Mais arriver faire fonctionner Karni à pleine
capacité sera un défi. « Malheureusement c’est
maintenant une course contre la montre parce que nous avons perdu
9 semaines pendant lesquelles il n’y a eu aucune discussion sur
ce sujet et cela signifie que nous n’avons que deux semaines
avant la rentrée des récoltes. Cela sera beaucoup plus difficile
d’arriver à pleine capacité au bon moment » dit-il.
Les Palestiniens sont obligés d’exporter en
passant par Israël parce que le gouvernement Sharon s’oppose à
la réouverture de l’aéroport international de Gaza et qu’il
n’y a toujours pas d’accord concernant la construction d’un
port sur la mer.
Le succès commercial des serres n’est pas le
seul enjeu. Israël a dépeint la capacité de l’Autorité
palestinienne à gouverner Gaza et ses 1.2 millions d’habitants,
(y compris les mesures pour faire revivre son économie qui
s’est réduite de plus d’un tiers ces cinq dernières années),
comme un test décisif destiné à prouver si elle est capable ou
non de diriger un état indépendant. La Grande Bretagne et les
USA ont également dit qu’ils considéraient l’administration
de Gaza comme un exercice de gouvernance en vue de l’obtention
d’un statut d’Etat.
Mais les quelques semaines à venir sont aussi un
test vis-à-vis des intentions d’Israël. Elle dit qu’elle
veut que Gaza soit un succès économique et a poussé des hommes
d’affaires étrangers à investir dans le territoire. L’Autorité
palestinienne a investi environ 10 $ millions sur la
reconstruction des serres et 5 $ millions sur les plantations. Si
elle réussit à amener les récoltes au marché, elle s’attend
à un retour sur investissement de 22 $ million la première année.
Les colons gagnaient environ 100 $ million par an. Si les serres
sont un succès, l’Autorité palestinienne espère les
privatiser malgré le fait qu’il y a peu de chance qu’il y ait
des acquéreurs tant que Karni reste un obstacle.
« Les perspectives à court terme pour Gaza
impliquent aussi la capacité de faire rentrer beaucoup de
marchandises de développement alors que les perspectives de
croissance à moyen terme pour Gaza sont directement affectées
par le fonctionnement ou le non fonctionnement de ces frontières »

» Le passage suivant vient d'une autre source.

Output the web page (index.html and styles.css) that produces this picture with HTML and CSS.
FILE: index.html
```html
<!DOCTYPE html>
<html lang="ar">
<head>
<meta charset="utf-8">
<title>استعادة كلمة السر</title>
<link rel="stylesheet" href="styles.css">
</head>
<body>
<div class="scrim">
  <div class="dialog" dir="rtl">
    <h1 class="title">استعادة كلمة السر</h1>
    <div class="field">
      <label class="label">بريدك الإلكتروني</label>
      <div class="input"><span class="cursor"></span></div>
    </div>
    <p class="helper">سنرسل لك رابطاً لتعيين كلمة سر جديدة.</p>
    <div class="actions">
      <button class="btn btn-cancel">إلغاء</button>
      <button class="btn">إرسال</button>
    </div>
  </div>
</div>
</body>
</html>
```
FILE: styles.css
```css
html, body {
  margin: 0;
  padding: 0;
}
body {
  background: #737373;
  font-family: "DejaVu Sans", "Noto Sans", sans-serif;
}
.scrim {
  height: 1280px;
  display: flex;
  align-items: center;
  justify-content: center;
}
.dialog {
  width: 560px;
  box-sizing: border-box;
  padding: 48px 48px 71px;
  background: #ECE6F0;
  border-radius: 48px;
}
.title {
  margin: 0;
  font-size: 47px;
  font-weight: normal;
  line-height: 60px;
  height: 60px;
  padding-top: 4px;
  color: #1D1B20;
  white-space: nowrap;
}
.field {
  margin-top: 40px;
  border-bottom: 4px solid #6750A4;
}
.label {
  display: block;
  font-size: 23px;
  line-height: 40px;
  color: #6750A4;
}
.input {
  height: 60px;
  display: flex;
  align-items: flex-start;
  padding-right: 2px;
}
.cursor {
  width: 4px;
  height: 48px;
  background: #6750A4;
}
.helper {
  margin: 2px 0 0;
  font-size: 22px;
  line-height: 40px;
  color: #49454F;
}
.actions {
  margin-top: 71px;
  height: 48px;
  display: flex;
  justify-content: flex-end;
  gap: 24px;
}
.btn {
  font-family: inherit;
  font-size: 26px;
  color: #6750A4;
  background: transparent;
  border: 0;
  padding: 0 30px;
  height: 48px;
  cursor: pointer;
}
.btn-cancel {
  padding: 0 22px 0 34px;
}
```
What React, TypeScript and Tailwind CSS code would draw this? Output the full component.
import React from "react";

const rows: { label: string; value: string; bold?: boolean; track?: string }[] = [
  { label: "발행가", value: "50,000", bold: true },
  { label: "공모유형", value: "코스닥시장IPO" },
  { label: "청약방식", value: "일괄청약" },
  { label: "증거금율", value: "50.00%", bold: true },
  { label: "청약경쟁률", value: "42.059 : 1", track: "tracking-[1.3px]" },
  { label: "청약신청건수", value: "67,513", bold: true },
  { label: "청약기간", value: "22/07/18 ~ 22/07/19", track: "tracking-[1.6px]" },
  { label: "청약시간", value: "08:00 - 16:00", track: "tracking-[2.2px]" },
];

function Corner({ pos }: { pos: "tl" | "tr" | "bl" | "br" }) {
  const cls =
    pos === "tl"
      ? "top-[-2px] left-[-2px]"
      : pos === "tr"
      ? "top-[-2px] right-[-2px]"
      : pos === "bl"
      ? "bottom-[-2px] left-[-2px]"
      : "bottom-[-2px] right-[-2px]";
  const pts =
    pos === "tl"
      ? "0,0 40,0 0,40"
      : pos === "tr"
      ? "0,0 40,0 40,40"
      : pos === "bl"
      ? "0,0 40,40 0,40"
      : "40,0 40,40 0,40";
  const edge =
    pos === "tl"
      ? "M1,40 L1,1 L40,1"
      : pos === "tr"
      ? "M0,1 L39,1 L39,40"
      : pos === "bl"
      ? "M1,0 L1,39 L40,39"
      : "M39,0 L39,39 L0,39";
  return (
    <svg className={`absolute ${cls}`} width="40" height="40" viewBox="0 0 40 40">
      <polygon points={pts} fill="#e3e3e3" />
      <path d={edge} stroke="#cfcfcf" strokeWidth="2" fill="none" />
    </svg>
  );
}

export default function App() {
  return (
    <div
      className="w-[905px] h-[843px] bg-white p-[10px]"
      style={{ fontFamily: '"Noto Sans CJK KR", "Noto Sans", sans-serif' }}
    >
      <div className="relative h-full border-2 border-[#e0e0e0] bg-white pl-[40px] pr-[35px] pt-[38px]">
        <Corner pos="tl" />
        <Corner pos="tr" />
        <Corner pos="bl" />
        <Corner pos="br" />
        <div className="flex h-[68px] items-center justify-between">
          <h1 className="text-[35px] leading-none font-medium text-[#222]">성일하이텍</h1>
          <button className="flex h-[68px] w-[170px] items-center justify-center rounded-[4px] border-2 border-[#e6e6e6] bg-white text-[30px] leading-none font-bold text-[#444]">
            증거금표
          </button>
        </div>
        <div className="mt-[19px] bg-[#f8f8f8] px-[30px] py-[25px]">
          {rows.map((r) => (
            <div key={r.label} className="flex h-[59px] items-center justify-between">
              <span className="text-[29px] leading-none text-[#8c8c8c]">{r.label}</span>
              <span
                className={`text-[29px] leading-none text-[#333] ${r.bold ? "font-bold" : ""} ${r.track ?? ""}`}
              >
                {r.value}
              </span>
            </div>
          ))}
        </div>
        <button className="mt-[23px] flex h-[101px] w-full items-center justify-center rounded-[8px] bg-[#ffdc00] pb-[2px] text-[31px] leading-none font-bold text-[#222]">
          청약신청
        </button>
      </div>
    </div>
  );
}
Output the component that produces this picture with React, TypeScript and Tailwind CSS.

dit M. Roberts. « Les frontières doivent fonctionner
efficacement et évidemment de façon sûre s’il y a la moindre
chance de reconnaissance économique ici. La prévisibilité ou un
manque de prévisibilité tue particulièrement le commerce. Si
vous ne pouvez pas satisfaire à vos commandes à temps cela ne
vaut même pas la peine d’essayer. Quelqu’un qui vous passe
une commande d’Espagne ou de France a beaucoup d’autres
producteurs possibles qui peuvent garantir que les marchandises
arriveront à temps. »
Salah Abdel Shafi, un conseiller économique pour
l’administration palestinienne, dit que tandis que beaucoup de
choses dépendent politiquement du succès des serres, en fin de
compte l’agriculture à Gaza n’a que peu de futur.
« A long terme, il n’y a pas de futur pour
l’agriculture à cause des problèmes d’espace et d’eau. Si
nous regardons l’économie palestinienne dans son ensemble,
l’agriculture devrait se concentrer plus en Cisjordanie ».
« A Gaza nous dépendons des services de
secteur, du tourisme et de l’industrie légère. Mais le fait de
faire revivre les serres est important afin d’établir la façon
avec laquelle Gaza fera dans le futur du commerce » dit-il.